It is the only copper museum in Sardinia, but above all, it is a journey back in time to a world made up of workshops, ancient know-how, voices and sounds from streets, piazzas and artisanal workshops that made deeply symbolic luminous objects in cramped, dark, busy coppersmitheries, but also gorgeous tapestries made by the local weavers. These are the main artisanal traditions typical of Isili, a “bordertown” between southern Sardinia and Barbagie. This heritage is displayed in the rooms of Maraté, a museum dedicated to the art of coppersmithery and textiles housed in the 18th century Scopoli convent. The exhibit is made up of three sections, one for copper and two for the art of textiles.
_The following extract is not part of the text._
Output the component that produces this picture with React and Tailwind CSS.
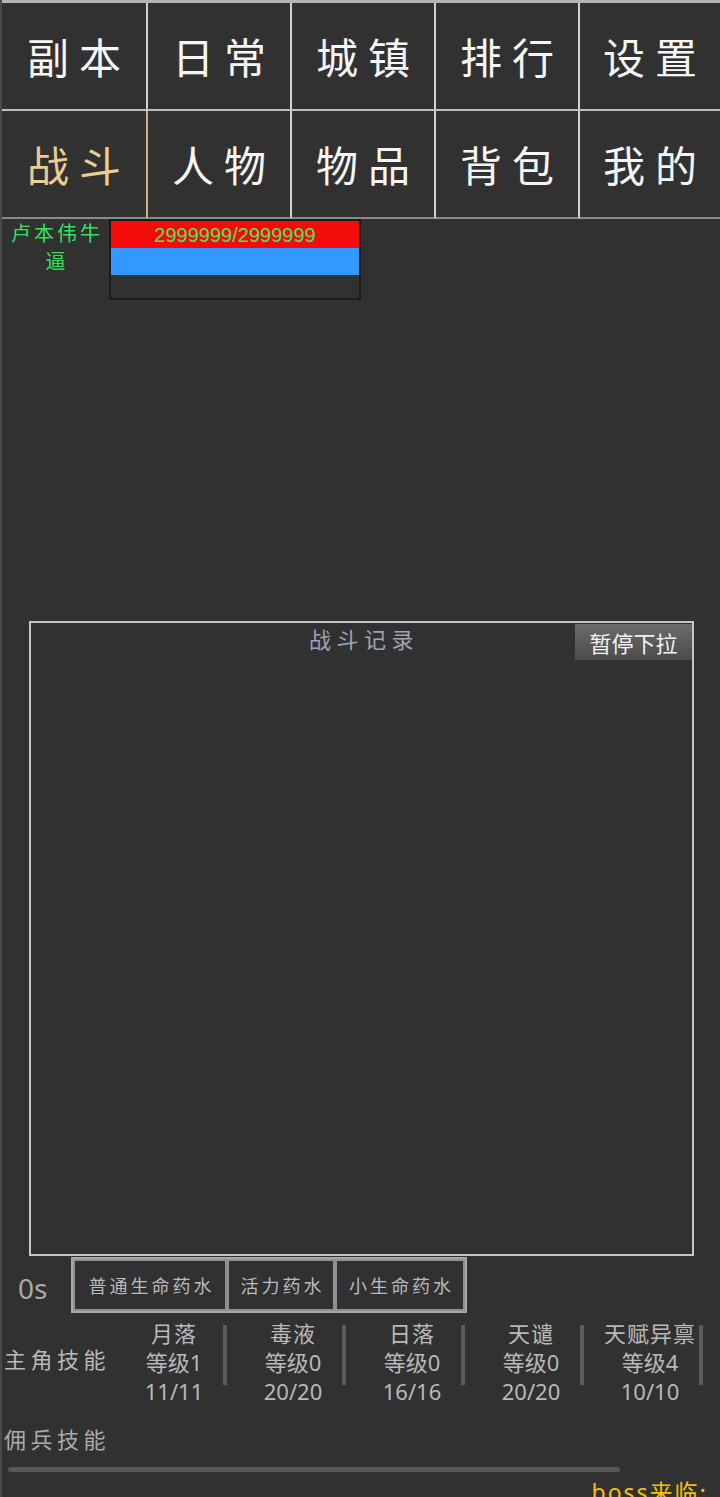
import React from "react";

const navRow1 = ["副本", "日常", "城镇", "排行", "设置"];
const navRow2 = ["战斗", "人物", "物品", "背包", "我的"];

const skills = [
  { name: "月落", lv: "等级1", cnt: "11/11" },
  { name: "毒液", lv: "等级0", cnt: "20/20" },
  { name: "日落", lv: "等级0", cnt: "16/16" },
  { name: "天谴", lv: "等级0", cnt: "20/20" },
  { name: "天赋异禀", lv: "等级4", cnt: "10/10" },
];

function NavCell({ label, row, col, active }) {
  const colBorder =
    col === 4
      ? "border-r-0"
      : active
      ? "border-r-2 border-r-[#cdb47c]"
      : "border-r-2 border-r-[#d0d0d0]";
  const rowBorder = row === 0 ? "border-b-2 border-b-[#bdbdbd]" : "border-b-2 border-b-[#8a8a8a]";
  return (
    <div
      className={`h-[108px] flex items-center justify-center ${colBorder} ${rowBorder}`}
    >
      <span
        className={`text-[42px] leading-none tracking-[10px] pl-[10px] -mt-[1px] ${
          active ? "text-[#ebcc92]" : "text-[#f6f6f6]"
        }`}
      >
        {label}
      </span>
    </div>
  );
}

export default function App() {
  return (
    <div className="w-[720px] min-h-[1497px] bg-[#313131] border-l-2 border-l-[#4a4a4a] overflow-hidden font-['Noto_Sans_CJK_SC',sans-serif]">
      {/* Nav */}
      <div className="grid grid-cols-[146px_144px_144px_144px_1fr] border-t-[3px] border-t-[#b4b4b4]">
        {navRow1.map((l, i) => (
          <NavCell key={l} label={l} row={0} col={i} />
        ))}
        {navRow2.map((l, i) => (
          <NavCell key={l} label={l} row={1} col={i} active={i === 0} />
        ))}
      </div>

      {/* Character */}
      <div className="flex items-start">
        <div className="w-[107px] text-center text-[20px] leading-[28px] tracking-[3px] pl-[3px] text-[#35e05f]">
          卢本伟牛逼
        </div>
        <div className="w-[252px] h-[81px] border-2 border-[#1b1b1b] flex flex-col">
          <div className="h-[27px] bg-[#f40c0c] flex items-center justify-center text-[20px] leading-none text-[#4ae65a] font-['Liberation_Sans',sans-serif]">
            2999999/2999999
          </div>
          <div className="h-[27px] bg-[#3398ff]"></div>
          <div className="flex-1"></div>
        </div>
      </div>

      {/* Battle log */}
      <div className="relative mt-[321px] ml-[27px] w-[665px] h-[635px] border-2 border-[#c6c6c6]">
        <div className="text-center text-[22px] leading-[30px] tracking-[5.5px] pl-[5px] text-[#9ea3b2]">
          战斗记录
        </div>
        <button className="absolute top-[1px] right-[0px] w-[117px] h-[36px] bg-gradient-to-b from-[#6c6c6c] to-[#4b4b4b] text-[22px] leading-none text-[#f2f2f2] font-['Noto_Sans_CJK_SC',sans-serif]">
          暂停下拉
        </button>
      </div>

      {/* Potions */}
      <div className="flex items-center h-[56px] mt-[1px]">
        <div className="pl-[16px] w-[69px] pt-[5px] text-[28px] leading-none text-[#a9a9a9] font-['Noto_Sans',sans-serif]">
          0s
        </div>
        <div className="flex h-[56px] border-2 border-[#a7a7ae]">
          {["普通生命药水", "活力药水", "小生命药水"].map((p, i) => (
            <div
              key={p}
              className={`h-full flex items-center justify-center border-2 border-[#8f8f96] text-[18px] leading-none tracking-[3px] pl-[3px] text-[#b9b9c0] ${
                i === 0 ? "w-[154px]" : i === 1 ? "w-[108px]" : "w-[130px]"
              }`}
            >
              {p}
            </div>
          ))}
        </div>
      </div>

      {/* Main skills */}
      <div className="flex items-start pt-[5px]">
        <div className="w-[124px] h-[80px] flex items-center pl-[2px] text-[22px] leading-none tracking-[4.5px] text-[#b9b9b9]">
          主角技能
        </div>
        {skills.map((s) => (
          <div key={s.name} className="w-[120px] flex items-start">
            <div className="w-[98px] text-center text-[22px] leading-[29px] text-[#b9b9b9] whitespace-nowrap">
              <div className="tracking-[1px]">{s.name}</div>
              <div>
                {s.lv.slice(0, 2)}
                <span className="font-['Noto_Sans',sans-serif]">{s.lv.slice(2)}</span>
              </div>
              <div className="font-['Noto_Sans',sans-serif]">{s.cnt}</div>
            </div>
            <div className="w-[4px] h-[60px] mt-[7px] bg-[#5b5b5b]"></div>
          </div>
        ))}
      </div>

      {/* Mercenary skills */}
      <div className="mt-[18px] pl-[2px] text-[22px] leading-[29px] tracking-[4.5px] text-[#ababab]">
        佣兵技能
      </div>
      <div className="mt-[14px] ml-[6px] w-[612px] h-[5px] rounded-sm bg-[#575757]"></div>
      <div className="mt-[5px] flex justify-end pr-[12px]">
        <span className="text-[23px] leading-[29px] tracking-[2px] text-[#f2c200]">
          <span className="font-['Noto_Sans',sans-serif]">boss</span>来临:
        </span>
      </div>
    </div>
  );
}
The first illustrates how copper was traditionally worked and sold on the streets. You’ll see a typical cart loaded with new items and copper objects gathered to be smelted. In the reconstruction of a coppersmithery you’ll even see some of the original tools they used. The copper items are also displayed in keeping with how they were used at home, by peasants and shepherds, their social and aesthetic value, and as parts of a wedding trousseau, for example. The artistic section dedicated to textiles contains thirty tapestries, a synthesis of tradition, research and innovation. Informational panels document how the work is done, from the processing of the wool to its dying, including the use of copper, and gold and silver thread for lovely chromatic effects. A third section has been added to the museum and is dedicated to the ethnographic aspects of the weaving. The museum experience is further enhanced by a soundtrack of music, voices and audio effects that characterise each room, making it feel as though you are walking through the village and even hearing the “secret” jargon of the coppersmiths, s’arromaniscu or arbaresca.
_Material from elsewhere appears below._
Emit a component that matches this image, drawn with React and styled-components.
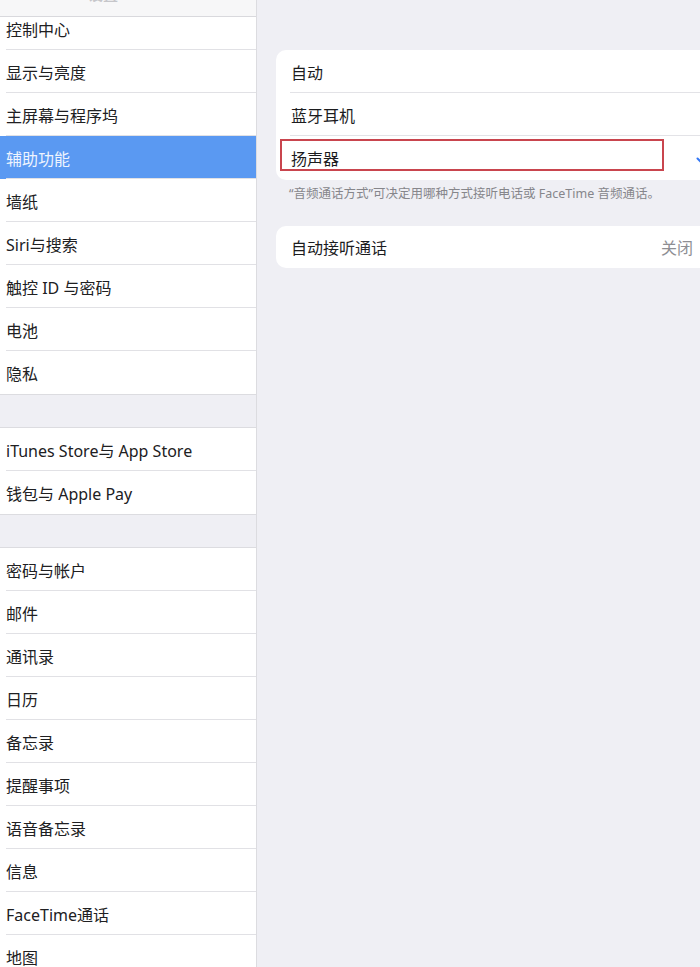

Isili sits within a natural park with enchanting landscapes and archaeological treasures. You can go for a hike or cycle along the shore of San Sebastiano Lake, even do some fishing or canoeing. On an island in the middle of the lake is the little church of San Sebastiano. Just a kilometre outside of town is an example of one of Sardinia’s most elegant Nuragic architecture, is Paras. This nuraghe has a central tower and three secondary towers connected by a wall. The inner room has a false dome ceiling that reaches almost 12 metres, the tallest in all of Nuragic Sardinia.